Edwards v. South Carolina, 372 U.S. 229, 243-244 (dissenting opinion of CLARK, J.)
Nor can I agree that the instant case is controlled by either Edwards v. South Carolina, supra, or Fields v. South Carolina, 375 U.S. 44 (1963). Both went off on their peculiar facts and neither dealt with a situation like the one here before the Court. Moreover, Edwards and Fields involved convictions for common law breach of the peace and not violation of a statute.
In any event, I believe the language of the breach of the peace statute is as free from ambiguity or vagueness [p591] as is the statute prohibiting picketing of a courthouse which the Court today upholds. There, the relevant words are parading "in or near a building housing a court of the State . . ." with the intent of obstructing justice. Certainly, both of the statutes are as clear as the words "below cost" which this Court approved in United States v.

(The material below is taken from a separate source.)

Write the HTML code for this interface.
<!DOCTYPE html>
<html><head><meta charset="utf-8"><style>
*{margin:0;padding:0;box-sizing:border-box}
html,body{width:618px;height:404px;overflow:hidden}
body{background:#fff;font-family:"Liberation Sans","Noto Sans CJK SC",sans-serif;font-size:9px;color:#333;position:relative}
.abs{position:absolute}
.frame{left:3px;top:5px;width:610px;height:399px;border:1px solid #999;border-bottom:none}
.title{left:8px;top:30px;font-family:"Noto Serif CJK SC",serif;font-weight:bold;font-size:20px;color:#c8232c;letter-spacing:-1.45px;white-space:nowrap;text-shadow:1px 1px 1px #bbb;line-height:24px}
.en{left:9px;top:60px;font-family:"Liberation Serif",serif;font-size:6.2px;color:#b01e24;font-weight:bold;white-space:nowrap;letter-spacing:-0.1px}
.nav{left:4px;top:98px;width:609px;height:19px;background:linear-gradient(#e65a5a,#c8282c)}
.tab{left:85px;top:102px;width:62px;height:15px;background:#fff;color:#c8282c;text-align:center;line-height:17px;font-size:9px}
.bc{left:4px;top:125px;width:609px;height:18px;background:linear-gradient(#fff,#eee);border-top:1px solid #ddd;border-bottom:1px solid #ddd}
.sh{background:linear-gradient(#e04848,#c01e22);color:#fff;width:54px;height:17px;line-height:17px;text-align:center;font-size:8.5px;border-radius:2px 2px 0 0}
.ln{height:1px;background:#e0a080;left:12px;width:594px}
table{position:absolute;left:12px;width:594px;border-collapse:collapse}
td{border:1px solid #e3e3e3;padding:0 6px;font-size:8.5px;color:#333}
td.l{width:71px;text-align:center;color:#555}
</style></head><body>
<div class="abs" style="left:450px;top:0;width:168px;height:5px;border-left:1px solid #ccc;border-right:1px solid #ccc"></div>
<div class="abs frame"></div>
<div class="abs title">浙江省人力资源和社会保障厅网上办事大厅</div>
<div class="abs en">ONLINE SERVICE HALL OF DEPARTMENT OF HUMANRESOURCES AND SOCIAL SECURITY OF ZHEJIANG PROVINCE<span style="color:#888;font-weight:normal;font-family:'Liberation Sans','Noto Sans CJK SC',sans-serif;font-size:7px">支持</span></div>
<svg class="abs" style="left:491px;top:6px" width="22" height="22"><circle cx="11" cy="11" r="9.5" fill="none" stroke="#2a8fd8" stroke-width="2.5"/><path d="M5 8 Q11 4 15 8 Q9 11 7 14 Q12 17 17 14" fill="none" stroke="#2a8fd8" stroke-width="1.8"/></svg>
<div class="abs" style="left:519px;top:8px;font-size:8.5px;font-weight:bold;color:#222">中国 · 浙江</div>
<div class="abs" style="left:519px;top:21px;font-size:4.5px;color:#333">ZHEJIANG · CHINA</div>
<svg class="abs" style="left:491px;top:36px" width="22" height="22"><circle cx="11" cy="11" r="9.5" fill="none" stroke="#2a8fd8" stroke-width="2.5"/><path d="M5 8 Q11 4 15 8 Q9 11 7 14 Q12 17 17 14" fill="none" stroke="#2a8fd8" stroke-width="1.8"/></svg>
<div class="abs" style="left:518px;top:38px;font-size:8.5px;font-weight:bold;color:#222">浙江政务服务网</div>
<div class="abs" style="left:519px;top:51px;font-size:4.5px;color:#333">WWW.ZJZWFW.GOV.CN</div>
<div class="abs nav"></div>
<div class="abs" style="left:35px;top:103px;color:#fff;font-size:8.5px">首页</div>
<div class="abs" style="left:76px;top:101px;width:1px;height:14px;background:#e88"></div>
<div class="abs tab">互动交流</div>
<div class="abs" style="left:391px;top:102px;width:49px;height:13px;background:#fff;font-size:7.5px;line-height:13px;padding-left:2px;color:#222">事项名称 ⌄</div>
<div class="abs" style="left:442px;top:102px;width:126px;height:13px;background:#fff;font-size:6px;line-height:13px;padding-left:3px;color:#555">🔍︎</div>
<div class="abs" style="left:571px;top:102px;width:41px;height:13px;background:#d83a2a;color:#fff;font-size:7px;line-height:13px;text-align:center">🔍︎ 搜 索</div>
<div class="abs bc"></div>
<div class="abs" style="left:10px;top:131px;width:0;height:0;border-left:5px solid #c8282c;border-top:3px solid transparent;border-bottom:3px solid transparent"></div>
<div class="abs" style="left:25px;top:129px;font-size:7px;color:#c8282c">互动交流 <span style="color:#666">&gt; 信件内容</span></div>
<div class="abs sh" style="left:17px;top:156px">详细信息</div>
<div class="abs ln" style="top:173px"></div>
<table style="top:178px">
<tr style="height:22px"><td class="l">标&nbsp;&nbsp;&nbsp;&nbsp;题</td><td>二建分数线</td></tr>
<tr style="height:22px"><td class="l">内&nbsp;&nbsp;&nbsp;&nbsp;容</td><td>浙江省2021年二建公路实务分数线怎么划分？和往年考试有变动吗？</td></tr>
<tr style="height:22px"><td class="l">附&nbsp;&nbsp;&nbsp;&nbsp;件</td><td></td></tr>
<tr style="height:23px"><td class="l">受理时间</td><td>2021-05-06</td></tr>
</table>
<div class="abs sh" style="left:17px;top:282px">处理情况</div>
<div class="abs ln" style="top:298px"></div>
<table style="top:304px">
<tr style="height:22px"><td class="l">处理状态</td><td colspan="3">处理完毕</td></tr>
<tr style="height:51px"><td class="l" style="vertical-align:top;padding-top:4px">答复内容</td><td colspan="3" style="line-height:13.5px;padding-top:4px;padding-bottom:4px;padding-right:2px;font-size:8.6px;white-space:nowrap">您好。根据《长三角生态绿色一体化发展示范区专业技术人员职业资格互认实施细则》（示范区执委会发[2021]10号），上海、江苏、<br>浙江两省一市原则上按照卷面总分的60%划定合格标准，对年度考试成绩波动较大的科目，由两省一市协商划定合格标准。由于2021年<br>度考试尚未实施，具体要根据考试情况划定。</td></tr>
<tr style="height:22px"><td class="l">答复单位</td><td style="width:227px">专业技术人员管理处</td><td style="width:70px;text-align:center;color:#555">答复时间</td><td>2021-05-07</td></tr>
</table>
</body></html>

National Dairy Products, 372 U.S. 29 (1963), and cases there cited
However, because this statute contains an express exclusion for the activities of labor unions, I would hold the statute unconstitutional on the equal protection ground my Brother BLACK enunciated with regard to the statute condemning obstruction of public passages.

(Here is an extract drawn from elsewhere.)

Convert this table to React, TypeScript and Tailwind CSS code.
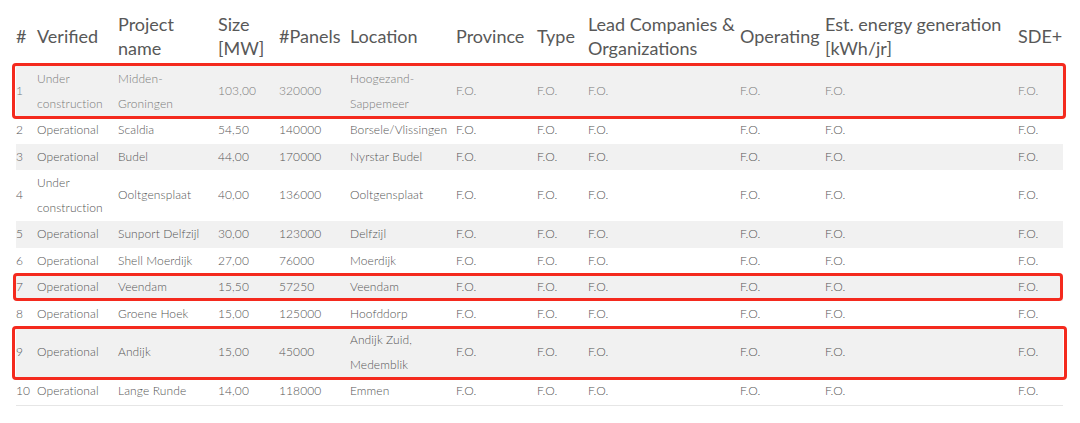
import React from "react";

type Row = {
  n: number;
  verified: React.ReactNode;
  name: React.ReactNode;
  size: string;
  panels: string;
  location: React.ReactNode;
  striped: boolean;
  light?: boolean;
};

const rows: Row[] = [
  { n: 1, verified: <>Under<br />construction</>, name: <>Midden-<br />Groningen</>, size: "103,00", panels: "320000", location: <>Hoogezand-<br />Sappemeer</>, striped: true, light: true },
  { n: 2, verified: "Operational", name: "Scaldia", size: "54,50", panels: "140000", location: "Borsele/Vlissingen", striped: false },
  { n: 3, verified: "Operational", name: "Budel", size: "44,00", panels: "170000", location: "Nyrstar Budel", striped: true },
  { n: 4, verified: <>Under<br />construction</>, name: "Ooltgensplaat", size: "40,00", panels: "136000", location: "Ooltgensplaat", striped: false },
  { n: 5, verified: "Operational", name: "Sunport Delfzijl", size: "30,00", panels: "123000", location: "Delfzijl", striped: true },
  { n: 6, verified: "Operational", name: "Shell Moerdijk", size: "27,00", panels: "76000", location: "Moerdijk", striped: false },
  { n: 7, verified: "Operational", name: "Veendam", size: "15,50", panels: "57250", location: "Veendam", striped: true },
  { n: 8, verified: "Operational", name: "Groene Hoek", size: "15,00", panels: "125000", location: "Hoofddorp", striped: false },
  { n: 9, verified: "Operational", name: "Andijk", size: "15,00", panels: "45000", location: <>Andijk Zuid,<br />Medemblik</>, striped: true },
  { n: 10, verified: "Operational", name: "Lange Runde", size: "14,00", panels: "118000", location: "Emmen", striped: false },
];

const widths = [21, 81, 100, 61, 71, 106, 81, 51, 152, 85, 193, 45];

export default function App() {
  return (
    <div
      className="relative w-[1080px] h-[423px] bg-white overflow-hidden"
      style={{ fontFamily: "Lato, 'Open Sans', sans-serif" }}
    >
      <div className="pl-[16px] pt-[10px]">
        <table className="table-fixed border-collapse w-[1047px]">
          <colgroup>
            {widths.map((w, i) => (
              <col key={i} style={{ width: w }} />
            ))}
          </colgroup>
          <thead>
            <tr className="text-[18px] leading-[24px] text-[#585858] text-left align-middle">
              {[
                "#",
                "Verified",
                <>Project<br />name</>,
                <>Size<br />[MW]</>,
                "#Panels",
                "Location",
                "Province",
                "Type",
                <>Lead Companies &amp;<br />Organizations</>,
                "Operating",
                <>Est. energy generation<br />[kWh/jr]</>,
                "SDE+",
              ].map((h, i) => (
                <th key={i} className="font-normal p-0 pt-[2px] pb-[6px] whitespace-nowrap">
                  {h}
                </th>
              ))}
            </tr>
          </thead>
          <tbody>
            {rows.map((r, idx) => (
              <tr
                key={r.n}
                className={`${r.striped ? "bg-[#f1f1f1]" : "bg-white"} ${r.light ? "text-[#7a7a7a]" : "text-[#555555]"} ${idx === rows.length - 1 ? "border-b border-[#e6e6e6]" : ""} text-[12px] font-light tracking-[0.1px] leading-[24.5px] align-middle`}
              >
                {[
                  String(r.n),
                  r.verified,
                  r.name,
                  r.size,
                  r.panels,
                  r.location,
                  "F.O.",
                  "F.O.",
                  "F.O.",
                  "F.O.",
                  "F.O.",
                  "F.O.",
                ].map((c, i) => (
                  <td key={i} className="p-0 py-[1px] whitespace-nowrap overflow-visible">
                    {c}
                  </td>
                ))}
              </tr>
            ))}
          </tbody>
        </table>
      </div>

      <div className="absolute left-[12px] top-[63px] w-[1054px] h-[56px] border-[3px] border-[#f42a1e] rounded-[4px] pointer-events-none" />
      <div className="absolute left-[13px] top-[273px] w-[1050px] h-[28px] border-[3px] border-[#f42a1e] rounded-[4px] pointer-events-none" />
      <div className="absolute left-[12px] top-[326px] w-[1055px] h-[54px] border-[3px] border-[#f42a1e] rounded-[4px] pointer-events-none" />
    </div>
  );
}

On these grounds I dissent.
1. See Parts I and II of his opinion.
2. Section 722 of the Penal Law of New York in effect at that time stated:
Any person who with intent to provoke a breach of the peace, or whereby a breach of the peace may be occasioned, commits any of the following acts shall be deemed to have committed the offense of disorderly conduct:
1. Uses offensive, disorderly, threatening, abusive or insulting language, conduct or behavior;
2. Acts in such a manner as to annoy, disturb, interfere with, obstruct, or be offensive to others;
3. Congregates with others on a public street and refuses to move on when ordered by the police;
4. By his actions causes a crowd to collect, except when lawfully addressing such a crowd.